Recently budget announcements saw significant investment for women’s security, but the impact this will have on frontline service delivery agencies whose existing funding in parts will be redirected to service this announcement was not discussed.

Why? Well, it’s not entirely clear the real impact, but if this is just a redirection of money instead of an enhancement alongside existing services, we certainly know it won’t deliver the same level of jurisdictionally nuanced service in our local community.

We want to be engaged and we want our frontline service delivery expertise valued: we know what is working, what isn’t and how can we work together to respond to violence in our community to ensure better outcomes for those experiencing violence.
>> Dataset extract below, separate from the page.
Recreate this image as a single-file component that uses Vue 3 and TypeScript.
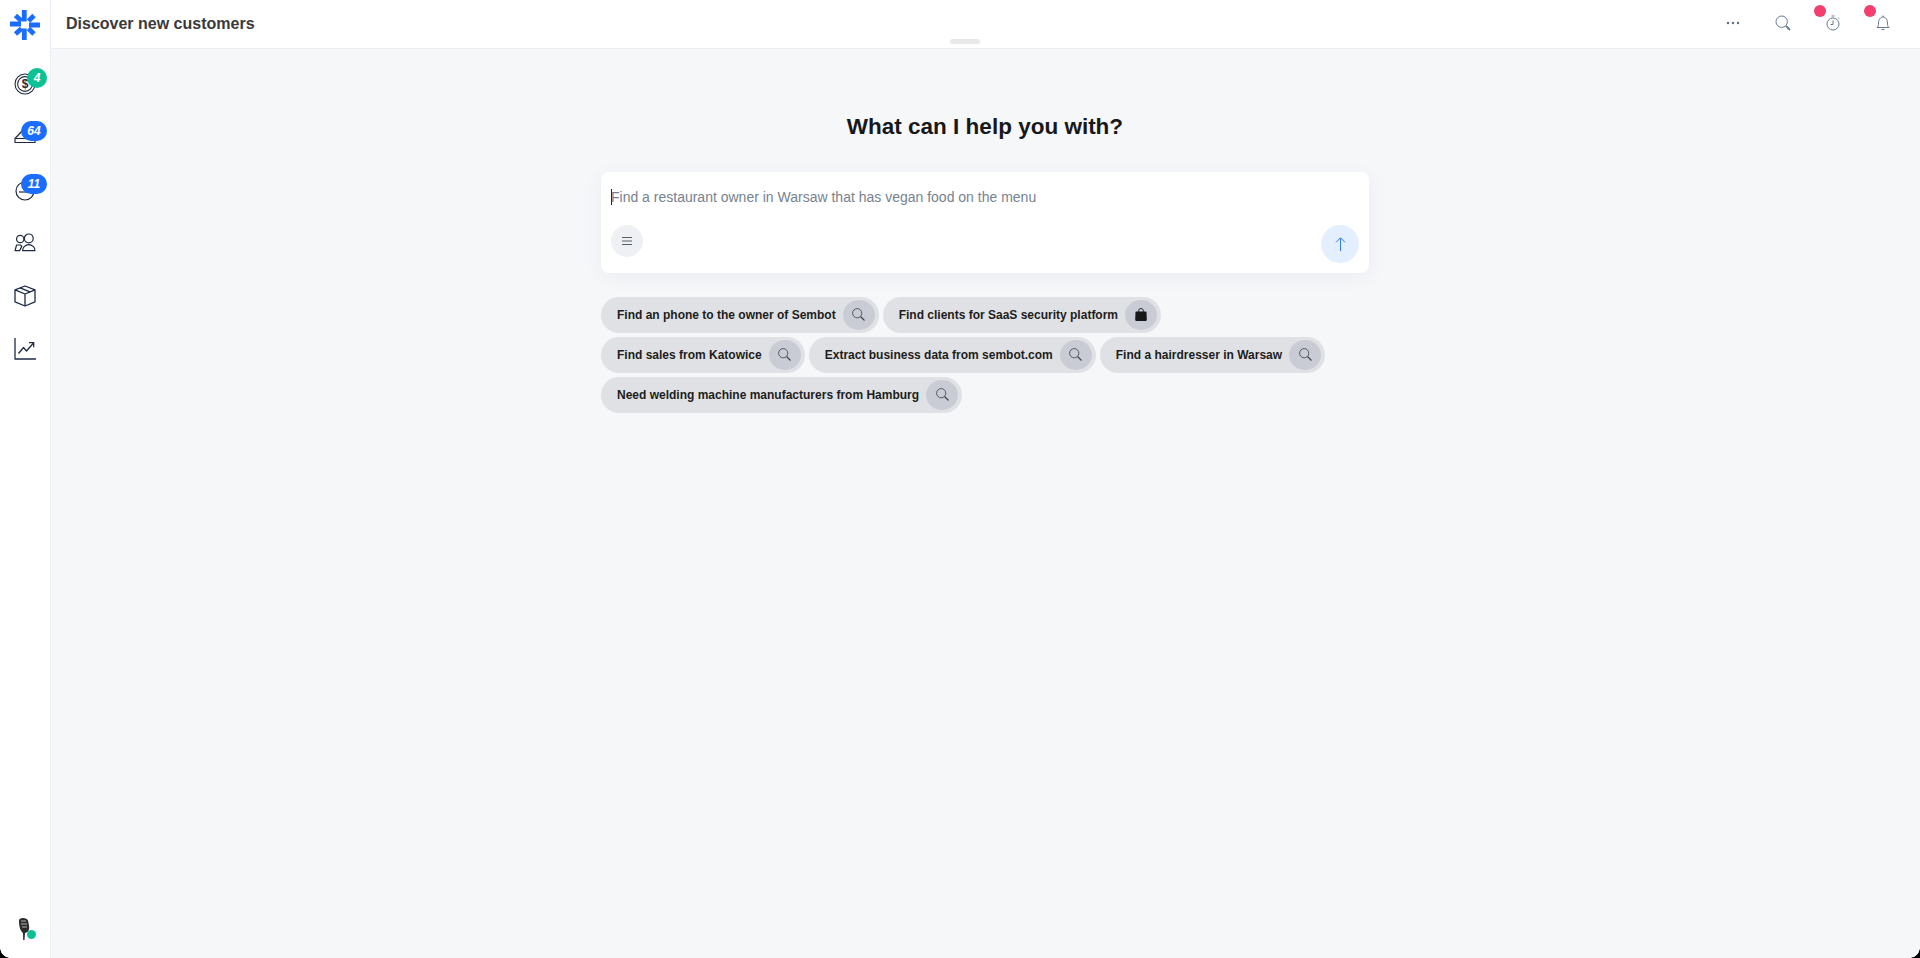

So to candidates and parties: work with us, don’t just work the headlines.

When preventing and responding to domestic, family and sexual violence in our community the detail matters. Evidenced based, best practice initiatives should be prioritised. This may not sound catchy or attractive to voters but we must do our very best to ensure we are working ethically and with an evidence base to end violence in all its forms in our community. Listen to those directly impacted, listen to the survivors, listen to the evidence base, the frontline workers, the academics and take advice.

No one candidate, no one party can end violence in Australia but you can use your public platform to be part of the solution.

Look for the detail and listen to the frontline

It’s easy as a voter to believe what people with public profile say, particularly when said with conviction. We must all take our role as voters in our democracy seriously. Look for the detail in the policies being announced and ask questions of your local members and candidates. Questions can include:

  • What does this actually mean?
  • How will this enhance the services which already exist?
  • What does this do for our community?

We all have a role to play in ending violence in our community and we can demonstrate that in how we vote.

Look to see what candidates and parties are focussing on ending violence in our community. Focussing on gender equity, inclusive communities including how they respond to the needs of the disability community, migrant and refugee communities, the ageing population, LGBTIQA+ communities, culturally and linguistically diverse communities and women are all part of responding to some of the underlying attitudes of what drives gendered violence.

Don’t be afraid to press your candidates on these issues as they make their way through the community. If they’re serious about their commitment to ending family violence in our society, they’ll have thought of these issues – or at the very least, be open to learning more.